Zu Missverständnissen kommt es außerdem bei den Fünf-Jahresüberlebens-Raten. Hier gibt es zwei Verzerrungen: den Vorlaufzeit-Bias und den Überdiagnose-Bias. Beim Vorlaufzeit-Bias verlängert sich die Überlebenszeit nur scheinbar, weil die Früherkennung dafür sorgt, dass beispielsweise ein Prostatakrebs auffällt, noch bevor er Beschwerden macht; anders gesagt: Die Diagnose wird einfach früher gestellt.

Zudem können Früherkennungsuntersuchungen zu einem Überdiagnose-Bias führen, weil auch sehr langsam wachsende oder nicht fortschreitende Tumoren erkannt werden, die vielleicht nie Beschwerden gemacht hätten. Das alles bläht die Fünf-Jahresüberlebens-Rate künstlich auf - und gaukelt eine geringere Sterblichkeitsrate vor. "Aus diesen Gründen eignet sich die Fünf-Jahresüberlebens-Rate nicht dazu, den Effekt von Früherkennungsuntersuchungen einzuschätzen", warnen Gigerenzer und Wegwarth. Vielen Ärzten sei das aber nicht bekannt.

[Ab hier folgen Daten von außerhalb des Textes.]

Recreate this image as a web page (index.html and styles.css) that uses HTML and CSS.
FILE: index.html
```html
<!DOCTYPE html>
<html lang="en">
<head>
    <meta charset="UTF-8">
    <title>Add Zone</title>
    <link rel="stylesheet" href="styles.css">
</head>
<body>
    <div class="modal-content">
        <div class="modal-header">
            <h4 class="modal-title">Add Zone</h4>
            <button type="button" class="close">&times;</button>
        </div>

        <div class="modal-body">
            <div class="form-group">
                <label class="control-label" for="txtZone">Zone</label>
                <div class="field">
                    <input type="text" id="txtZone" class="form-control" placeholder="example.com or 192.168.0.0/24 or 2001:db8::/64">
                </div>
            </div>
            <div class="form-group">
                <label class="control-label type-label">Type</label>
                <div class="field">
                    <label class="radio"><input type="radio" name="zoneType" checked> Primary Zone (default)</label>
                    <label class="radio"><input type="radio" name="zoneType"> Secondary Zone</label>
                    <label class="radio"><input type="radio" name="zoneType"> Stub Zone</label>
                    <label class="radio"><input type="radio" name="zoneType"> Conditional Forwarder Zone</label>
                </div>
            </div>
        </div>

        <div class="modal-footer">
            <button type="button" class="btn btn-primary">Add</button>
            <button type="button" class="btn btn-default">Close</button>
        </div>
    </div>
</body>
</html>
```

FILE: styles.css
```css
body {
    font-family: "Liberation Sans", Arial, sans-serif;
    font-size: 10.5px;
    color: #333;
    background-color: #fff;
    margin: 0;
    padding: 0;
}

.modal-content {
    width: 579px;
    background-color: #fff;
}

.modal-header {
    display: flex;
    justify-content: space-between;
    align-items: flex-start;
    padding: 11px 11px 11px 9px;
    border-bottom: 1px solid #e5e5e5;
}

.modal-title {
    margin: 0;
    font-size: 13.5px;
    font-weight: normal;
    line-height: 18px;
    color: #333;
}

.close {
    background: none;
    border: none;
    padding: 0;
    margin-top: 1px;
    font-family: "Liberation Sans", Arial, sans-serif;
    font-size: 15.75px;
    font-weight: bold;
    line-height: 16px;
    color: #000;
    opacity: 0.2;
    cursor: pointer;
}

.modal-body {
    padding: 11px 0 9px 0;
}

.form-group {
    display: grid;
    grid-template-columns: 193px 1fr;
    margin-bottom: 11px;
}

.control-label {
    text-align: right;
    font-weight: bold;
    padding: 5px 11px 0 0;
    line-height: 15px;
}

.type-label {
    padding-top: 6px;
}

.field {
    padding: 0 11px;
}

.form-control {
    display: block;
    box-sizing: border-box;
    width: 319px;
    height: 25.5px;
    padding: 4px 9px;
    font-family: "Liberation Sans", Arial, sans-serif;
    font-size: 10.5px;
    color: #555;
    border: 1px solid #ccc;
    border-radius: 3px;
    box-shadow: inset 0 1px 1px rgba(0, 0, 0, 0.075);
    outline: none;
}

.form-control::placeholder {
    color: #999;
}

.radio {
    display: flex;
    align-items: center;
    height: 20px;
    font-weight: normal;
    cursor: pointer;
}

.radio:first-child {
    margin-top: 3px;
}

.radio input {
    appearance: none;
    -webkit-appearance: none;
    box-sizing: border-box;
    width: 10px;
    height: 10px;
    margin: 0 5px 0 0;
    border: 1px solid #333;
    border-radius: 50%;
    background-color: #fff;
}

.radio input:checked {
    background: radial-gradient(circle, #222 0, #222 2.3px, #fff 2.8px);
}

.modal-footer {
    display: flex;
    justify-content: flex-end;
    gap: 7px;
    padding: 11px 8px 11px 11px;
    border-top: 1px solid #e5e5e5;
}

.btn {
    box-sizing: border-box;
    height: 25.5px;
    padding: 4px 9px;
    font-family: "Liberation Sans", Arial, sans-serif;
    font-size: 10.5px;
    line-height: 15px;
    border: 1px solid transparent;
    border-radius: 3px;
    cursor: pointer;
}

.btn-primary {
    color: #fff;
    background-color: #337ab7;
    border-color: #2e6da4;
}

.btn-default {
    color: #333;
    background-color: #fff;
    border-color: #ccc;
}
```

Die Berliner Forscher konfrontierten 65 Urologen, Gynäkologen und Internisten mit verschiedenen Szenarien. Ergebnis: Legte man den Medizinern die Fünfjahres-Überlebens-Raten vor, empfahlen zwei Drittel die Früherkennung, weil sie die Überlebenschancen deutlich verbessere. Konfrontierte man die Ärzte dagegen mit der tatsächlichen Sterblichkeit bei bestimmten Krankheiten, empfahlen weniger als 10 Prozent der Befragten die Untersuchung.

Kaum jemand wusste, was ein Überdiagnose-Bias oder ein Vorlaufzeit-Bias ist: "Nur drei Prozent konnten korrekt erklären, was der Vorlaufbias bedeutet und niemand, was hinter dem Überdiagnose-Bias steckt", sagt Wegwarth. Die beiden Autoren wollen damit keinesfalls Ärzteschelte betreiben. Die Defizite lägen vielmehr in der "jahrzehntelang vernachlässigten Ausbildung, was das Verständnis von Statistiken und Risikokommunikation betrifft".

Weder das Medizinstudium noch die ärztliche Weiterbildung leistet ihrer Meinung nach genug dafür. "Auch medizinische Fachzeitschriften und Broschüren verbreiten intransparente Statistiken, die Ärzte irreführen, da sie in ihrer Ausbildung nicht darauf vorbereitet wurden." Manchmal eben zum Schaden des Patienten.